Two issues (of many, many) addressed by Pirsig that have stuck with me over the years:

  • I forget exactly how he put it, but basically, if you have a problem with your motorbike (which I’ve applied successfully to problems with pedal bikes, washing machines, computers, differences with my beloved), before jumping in trying to fix it, first sit down and shut up … allowing the solution to emerge from the stillness, so to speak.
  • He scorned the modern preoccupation (for which he blamed Plato and Aristotle) with dividing the world into the “ordinary” and the “transcendent.” As Robert Vitello, writing Pirsig’s obituary for the New York Times, put it: “Mr.
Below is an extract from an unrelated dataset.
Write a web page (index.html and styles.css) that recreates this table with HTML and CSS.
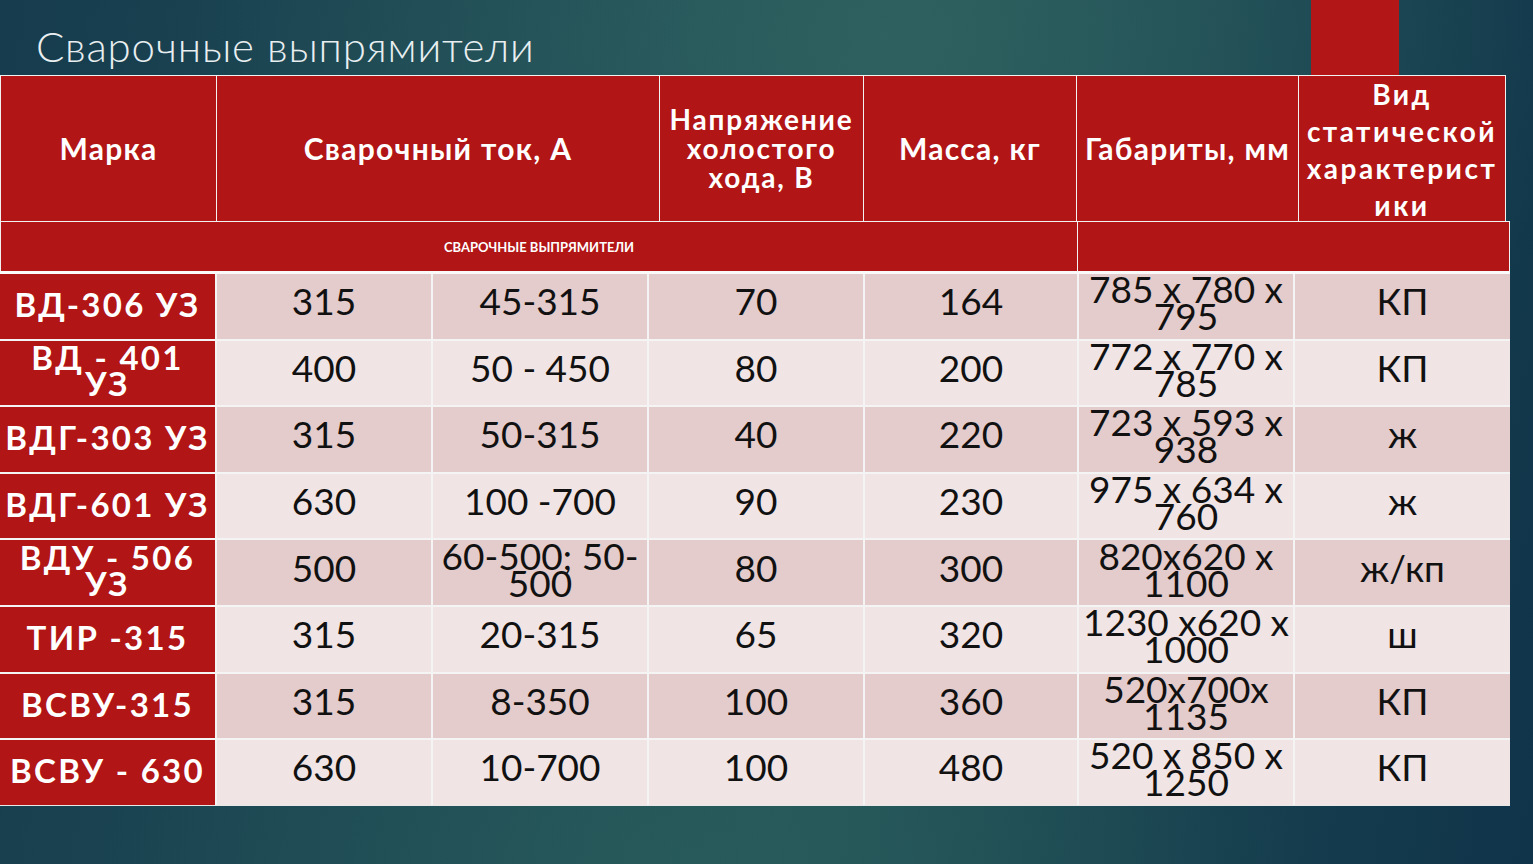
FILE: index.html
```html
<!DOCTYPE html>
<html lang="ru">
<head>
<meta charset="utf-8">
<title>Сварочные выпрямители</title>
<link rel="stylesheet" href="styles.css">
</head>
<body>
<div class="slide">
  <div class="top">
    <h1 class="title">Сварочные выпрямители</h1>
    <div class="accent"></div>
  </div>
  <div class="table">
    <div class="head1">
      <div class="hcell">Марка</div>
      <div class="hcell">Сварочный ток, А</div>
      <div class="hcell hsmall">Напряжение холостого хода, В</div>
      <div class="hcell">Масса, кг</div>
      <div class="hcell">Габариты, мм</div>
      <div class="hcell hvid">Вид статической характерист<wbr>ики</div>
    </div>
    <div class="head2">
      <div class="h2cell">СВАРОЧНЫЕ ВЫПРЯМИТЕЛИ</div>
      <div class="h2cell"></div>
    </div>
    <div class="body">
      <div class="cell mark odd">ВД-306 УЗ</div>
      <div class="cell odd">315</div>
      <div class="cell odd">45-315</div>
      <div class="cell odd">70</div>
      <div class="cell odd">164</div>
      <div class="cell odd two">785 x 780 x<br>795</div>
      <div class="cell odd">КП</div>

      <div class="cell mark two">ВД - 401<br>УЗ</div>
      <div class="cell even">400</div>
      <div class="cell even">50 - 450</div>
      <div class="cell even">80</div>
      <div class="cell even">200</div>
      <div class="cell even two">772 x 770 x<br>785</div>
      <div class="cell even">КП</div>

      <div class="cell mark">ВДГ-303 УЗ</div>
      <div class="cell odd">315</div>
      <div class="cell odd">50-315</div>
      <div class="cell odd">40</div>
      <div class="cell odd">220</div>
      <div class="cell odd two">723 x 593 x<br>938</div>
      <div class="cell odd">ж</div>

      <div class="cell mark">ВДГ-601 УЗ</div>
      <div class="cell even">630</div>
      <div class="cell even">100 -700</div>
      <div class="cell even">90</div>
      <div class="cell even">230</div>
      <div class="cell even two">975 x 634 x<br>760</div>
      <div class="cell even">ж</div>

      <div class="cell mark two">ВДУ - 506<br>УЗ</div>
      <div class="cell odd">500</div>
      <div class="cell odd two">60-500; 50-<br>500</div>
      <div class="cell odd">80</div>
      <div class="cell odd">300</div>
      <div class="cell odd two">820x620 x<br>1100</div>
      <div class="cell odd">ж/кп</div>

      <div class="cell mark">ТИР -315</div>
      <div class="cell even">315</div>
      <div class="cell even">20-315</div>
      <div class="cell even">65</div>
      <div class="cell even">320</div>
      <div class="cell even two">1230 x620 x<br>1000</div>
      <div class="cell even">ш</div>

      <div class="cell mark">ВСВУ-315</div>
      <div class="cell odd">315</div>
      <div class="cell odd">8-350</div>
      <div class="cell odd">100</div>
      <div class="cell odd">360</div>
      <div class="cell odd two">520x700x<br>1135</div>
      <div class="cell odd">КП</div>

      <div class="cell mark">ВСВУ - 630</div>
      <div class="cell even">630</div>
      <div class="cell even">10-700</div>
      <div class="cell even">100</div>
      <div class="cell even">480</div>
      <div class="cell even two">520 x 850 x<br>1250</div>
      <div class="cell even">КП</div>
    </div>
  </div>
</div>
</body>
</html>
```

FILE: styles.css
```css
html, body {
  margin: 0;
  padding: 0;
}
body {
  width: 1533px;
  height: 864px;
  overflow: hidden;
}
.slide {
  width: 1533px;
  height: 864px;
  background:
    radial-gradient(ellipse 700px 500px at 880px 40px, rgba(48, 100, 98, 0.75), rgba(48, 100, 98, 0) 100%),
    radial-gradient(ellipse 600px 300px at 700px 860px, rgba(40, 92, 92, 0.7), rgba(40, 92, 92, 0) 100%),
    linear-gradient(100deg, #163c4d 0%, #1f4b55 35%, #275758 55%, #17404f 80%, #10344a 100%);
  font-family: "Lato", "Liberation Sans", sans-serif;
}
.top {
  height: 75px;
  display: flex;
  align-items: stretch;
}
.title {
  margin: 0;
  padding: 22px 0 0 36px;
  font-family: "Lato", "Liberation Sans", sans-serif;
  font-weight: 300;
  font-size: 42px;
  line-height: 48px;
  color: #e9eff1;
  letter-spacing: 0.85px;
}
.accent {
  margin-left: auto;
  margin-right: 134px;
  width: 88px;
  background: #b21616;
}
.table {
  display: flex;
  flex-direction: column;
  align-items: flex-start;
}
.head1 {
  display: grid;
  grid-template-columns: 215px 442px 203px 212px 221px 206px;
  grid-template-rows: 145px;
  gap: 1px;
  background: #f2f2f2;
  border: 1px solid #f2f2f2;
  border-bottom: none;
}
.hcell {
  background: #b11515;
  color: #fff;
  font-weight: 700;
  font-size: 30px;
  line-height: 29px;
  letter-spacing: 1.3px;
  text-align: center;
  display: flex;
  align-items: center;
  justify-content: center;
}
.hsmall {
  font-size: 28px;
  letter-spacing: 1.8px;
  padding: 0 2px;
}
.hvid {
  font-size: 28px;
  line-height: 37px;
  letter-spacing: 2.5px;
  padding: 2px 0 0 0;
}
.head2 {
  display: grid;
  grid-template-columns: 1076px 431px;
  grid-template-rows: 49px;
  gap: 1px;
  background: #f2f2f2;
  border: 1px solid #f2f2f2;
  border-bottom: 3px solid #fafafa;
}
.h2cell {
  background: #b11515;
  color: #fff;
  font-weight: 700;
  font-size: 13px;
  display: flex;
  align-items: center;
  justify-content: center;
}
.body {
  display: grid;
  grid-template-columns: 215px 214px 214px 214px 212px 214px 215px;
  grid-template-rows: repeat(8, 64.6px);
  gap: 2px;
  background: #f4f4f4;
  border-bottom: 1px solid #e8e8e8;
}
.cell {
  display: flex;
  align-items: center;
  justify-content: center;
  text-align: center;
  font-size: 37px;
  line-height: 40px;
  color: #111;
  padding-bottom: 10px;
  box-sizing: border-box;
  white-space: nowrap;
}
.cell.two {
  line-height: 27px;
  padding-bottom: 8px;
}
.odd { background: #e4cbcc; }
.even { background: #f0e4e5; }
.cell.mark {
  background: #b11515;
  color: #fff;
  font-weight: 700;
  font-size: 33px;
  letter-spacing: 2.3px;
  padding-bottom: 4px;
}
.cell.mark.two {
  line-height: 26px;
  padding-bottom: 6px;
}
```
Pirsig’s narrator declares that the real world is a seamless continuum of the material and metaphysical.”

Robert Pirsig in 2005 (Ian Glendinning, Creative Commons)

This no-difference has stood me in good stead over the years, through various and sundry “spiritual” explorations. Spiritual in scare quotes because — probably as a result of reading ZATAOMM at an impressionable time of life — I think the whole notion of downplaying our rational waking consciousness (using William James’ phrase) while exalting the spiritual/enlightened state is false and unfortunate. In this view, to strive for enlightenment is a worthy activity — the corollary being that “just this” is somehow unworthy, a second-class state of consciousness. (IMHO, if there is such a thing as “enlightenment” — which I doubt — it’s realizing that we’re already there. Unhappiness comes from wanting to be happier; this is as good as it gets.)

It sounds as if Pirsig’s life post-ZATAOMM was not particularly happy, despite the unexpected success of the book ( — he said 121 publishers rejected it before William Morris took it on, with the caveat that he shouldn’t expect any royalties beyond his $3,000 advance). He divorced (and remarried); retreated into long periods of solitariness; was disappointed that mainstream philosophers didn’t embrace his ideas; and his only other book, Lila: An Inquiry into Morals, was not well received. And, in a terrible irony, his son Chris (who, the book, rode pillion with him on their 17-day odyssey from Minneapolis to San Francisco, via Arcata and Eureka) was murdered a few years later outside the San Francisco Zen Center on Page Street.

Robert and Chris’ route, July 1968 (Ian Glendinning)

Time for a re-reading. If you’re unfamiliar with ZATAOMM, I heartily (but not spiritually!) recommend it. If you’re anything like me, god forbid, your life will never be the same.